• Work to be completed: Within the records below, reproduce without change the lines from the line that has "Output the component" through the line that has "items-center border-r border-b", and only those.

Interface markup and scripts:
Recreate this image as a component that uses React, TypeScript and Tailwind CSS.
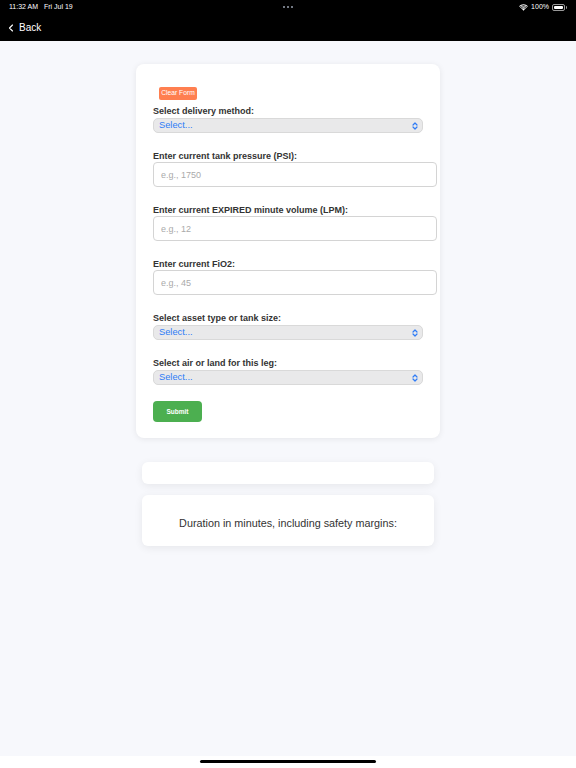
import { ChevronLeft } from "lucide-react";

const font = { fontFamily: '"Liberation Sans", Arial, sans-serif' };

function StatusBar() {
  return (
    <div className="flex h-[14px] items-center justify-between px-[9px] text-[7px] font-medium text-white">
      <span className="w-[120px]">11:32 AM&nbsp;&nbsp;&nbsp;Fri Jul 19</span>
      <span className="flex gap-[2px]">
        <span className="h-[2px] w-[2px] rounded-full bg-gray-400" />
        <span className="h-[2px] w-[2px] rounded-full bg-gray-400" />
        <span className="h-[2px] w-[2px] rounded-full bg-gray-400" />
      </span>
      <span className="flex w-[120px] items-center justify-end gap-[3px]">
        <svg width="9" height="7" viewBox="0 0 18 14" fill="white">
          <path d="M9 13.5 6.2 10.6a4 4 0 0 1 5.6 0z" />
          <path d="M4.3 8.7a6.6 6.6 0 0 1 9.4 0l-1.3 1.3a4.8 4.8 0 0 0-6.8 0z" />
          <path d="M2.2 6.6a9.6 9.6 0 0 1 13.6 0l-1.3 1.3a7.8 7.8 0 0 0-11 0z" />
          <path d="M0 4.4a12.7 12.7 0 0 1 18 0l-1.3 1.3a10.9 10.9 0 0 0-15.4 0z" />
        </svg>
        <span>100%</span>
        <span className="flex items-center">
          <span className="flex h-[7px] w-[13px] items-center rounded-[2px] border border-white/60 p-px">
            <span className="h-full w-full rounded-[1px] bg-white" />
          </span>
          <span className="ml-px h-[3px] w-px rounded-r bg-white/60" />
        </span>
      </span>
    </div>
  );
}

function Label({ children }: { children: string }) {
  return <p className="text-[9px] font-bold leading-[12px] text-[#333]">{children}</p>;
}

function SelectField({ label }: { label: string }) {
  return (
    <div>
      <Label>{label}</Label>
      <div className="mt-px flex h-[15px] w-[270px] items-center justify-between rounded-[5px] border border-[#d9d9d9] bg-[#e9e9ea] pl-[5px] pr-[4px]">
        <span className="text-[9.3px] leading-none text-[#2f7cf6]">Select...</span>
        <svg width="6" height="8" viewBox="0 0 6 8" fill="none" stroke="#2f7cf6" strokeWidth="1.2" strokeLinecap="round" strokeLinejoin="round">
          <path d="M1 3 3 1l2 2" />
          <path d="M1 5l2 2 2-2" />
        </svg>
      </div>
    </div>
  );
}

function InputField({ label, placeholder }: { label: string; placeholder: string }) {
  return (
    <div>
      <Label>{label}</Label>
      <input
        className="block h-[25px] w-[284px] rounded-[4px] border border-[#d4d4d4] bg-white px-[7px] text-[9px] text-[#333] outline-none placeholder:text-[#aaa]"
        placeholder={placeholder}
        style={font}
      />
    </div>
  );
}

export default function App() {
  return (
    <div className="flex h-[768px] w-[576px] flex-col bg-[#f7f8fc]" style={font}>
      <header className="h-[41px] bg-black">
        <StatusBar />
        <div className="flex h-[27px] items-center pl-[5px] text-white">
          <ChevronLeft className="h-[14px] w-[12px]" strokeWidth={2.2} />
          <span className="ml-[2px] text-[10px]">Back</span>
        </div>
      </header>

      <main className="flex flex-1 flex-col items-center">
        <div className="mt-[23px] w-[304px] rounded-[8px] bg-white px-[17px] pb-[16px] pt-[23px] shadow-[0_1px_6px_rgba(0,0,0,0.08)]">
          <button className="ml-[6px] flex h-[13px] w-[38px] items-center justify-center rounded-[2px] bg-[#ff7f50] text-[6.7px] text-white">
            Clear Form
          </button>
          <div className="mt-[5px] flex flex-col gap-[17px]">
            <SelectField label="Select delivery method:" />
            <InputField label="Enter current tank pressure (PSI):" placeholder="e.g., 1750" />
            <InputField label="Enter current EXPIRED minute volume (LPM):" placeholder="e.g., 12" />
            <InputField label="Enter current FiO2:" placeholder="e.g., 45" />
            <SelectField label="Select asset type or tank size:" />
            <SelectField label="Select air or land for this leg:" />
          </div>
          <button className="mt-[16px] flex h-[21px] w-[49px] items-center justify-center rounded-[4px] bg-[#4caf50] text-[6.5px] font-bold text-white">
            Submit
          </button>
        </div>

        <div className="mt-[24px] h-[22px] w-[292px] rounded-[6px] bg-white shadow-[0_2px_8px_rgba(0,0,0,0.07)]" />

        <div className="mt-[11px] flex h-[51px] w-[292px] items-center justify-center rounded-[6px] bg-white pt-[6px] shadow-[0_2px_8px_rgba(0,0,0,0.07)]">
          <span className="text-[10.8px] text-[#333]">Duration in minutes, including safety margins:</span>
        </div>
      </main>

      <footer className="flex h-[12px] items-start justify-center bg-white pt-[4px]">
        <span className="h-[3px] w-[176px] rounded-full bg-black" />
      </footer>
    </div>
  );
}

* * *

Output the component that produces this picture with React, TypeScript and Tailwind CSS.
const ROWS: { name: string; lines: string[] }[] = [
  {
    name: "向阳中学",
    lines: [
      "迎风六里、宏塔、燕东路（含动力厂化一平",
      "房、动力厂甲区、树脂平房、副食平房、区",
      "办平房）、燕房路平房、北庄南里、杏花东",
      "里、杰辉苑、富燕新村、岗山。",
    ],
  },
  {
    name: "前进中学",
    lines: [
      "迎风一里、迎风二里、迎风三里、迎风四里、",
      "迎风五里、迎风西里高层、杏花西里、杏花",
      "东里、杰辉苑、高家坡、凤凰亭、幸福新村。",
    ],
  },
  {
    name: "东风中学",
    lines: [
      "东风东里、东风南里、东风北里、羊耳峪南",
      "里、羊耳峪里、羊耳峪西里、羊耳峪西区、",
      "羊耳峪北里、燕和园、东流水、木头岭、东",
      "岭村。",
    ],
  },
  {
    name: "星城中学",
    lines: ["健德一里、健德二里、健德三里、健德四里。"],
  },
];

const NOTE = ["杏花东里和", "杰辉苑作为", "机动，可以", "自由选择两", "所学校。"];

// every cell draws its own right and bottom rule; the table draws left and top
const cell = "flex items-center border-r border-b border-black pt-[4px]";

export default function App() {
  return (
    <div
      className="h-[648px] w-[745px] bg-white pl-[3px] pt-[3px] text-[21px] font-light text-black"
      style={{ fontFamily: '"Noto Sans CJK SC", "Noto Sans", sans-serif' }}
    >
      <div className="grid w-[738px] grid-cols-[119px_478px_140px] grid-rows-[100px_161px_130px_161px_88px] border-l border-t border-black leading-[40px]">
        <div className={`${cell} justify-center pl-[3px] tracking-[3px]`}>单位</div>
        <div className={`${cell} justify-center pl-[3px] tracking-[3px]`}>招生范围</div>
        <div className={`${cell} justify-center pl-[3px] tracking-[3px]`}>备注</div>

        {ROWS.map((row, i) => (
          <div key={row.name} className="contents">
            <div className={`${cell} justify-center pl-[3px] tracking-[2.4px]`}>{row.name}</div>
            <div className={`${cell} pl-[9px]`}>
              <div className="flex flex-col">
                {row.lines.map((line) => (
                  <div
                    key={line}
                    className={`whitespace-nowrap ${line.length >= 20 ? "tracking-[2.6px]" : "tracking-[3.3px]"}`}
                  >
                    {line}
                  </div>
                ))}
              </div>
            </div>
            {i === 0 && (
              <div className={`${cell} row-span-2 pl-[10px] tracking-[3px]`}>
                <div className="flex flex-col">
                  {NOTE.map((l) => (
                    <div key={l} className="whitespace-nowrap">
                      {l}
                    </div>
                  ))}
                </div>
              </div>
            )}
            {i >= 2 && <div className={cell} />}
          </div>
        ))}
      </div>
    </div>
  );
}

• The completed task:
Output the component that produces this picture with React, TypeScript and Tailwind CSS.
const ROWS: { name: string; lines: string[] }[] = [
  {
    name: "向阳中学",
    lines: [
      "迎风六里、宏塔、燕东路（含动力厂化一平",
      "房、动力厂甲区、树脂平房、副食平房、区",
      "办平房）、燕房路平房、北庄南里、杏花东",
      "里、杰辉苑、富燕新村、岗山。",
    ],
  },
  {
    name: "前进中学",
    lines: [
      "迎风一里、迎风二里、迎风三里、迎风四里、",
      "迎风五里、迎风西里高层、杏花西里、杏花",
      "东里、杰辉苑、高家坡、凤凰亭、幸福新村。",
    ],
  },
  {
    name: "东风中学",
    lines: [
      "东风东里、东风南里、东风北里、羊耳峪南",
      "里、羊耳峪里、羊耳峪西里、羊耳峪西区、",
      "羊耳峪北里、燕和园、东流水、木头岭、东",
      "岭村。",
    ],
  },
  {
    name: "星城中学",
    lines: ["健德一里、健德二里、健德三里、健德四里。"],
  },
];

const NOTE = ["杏花东里和", "杰辉苑作为", "机动，可以", "自由选择两", "所学校。"];

// every cell draws its own right and bottom rule; the table draws left and top
const cell = "flex items-center border-r border-b border-black pt-[4px]";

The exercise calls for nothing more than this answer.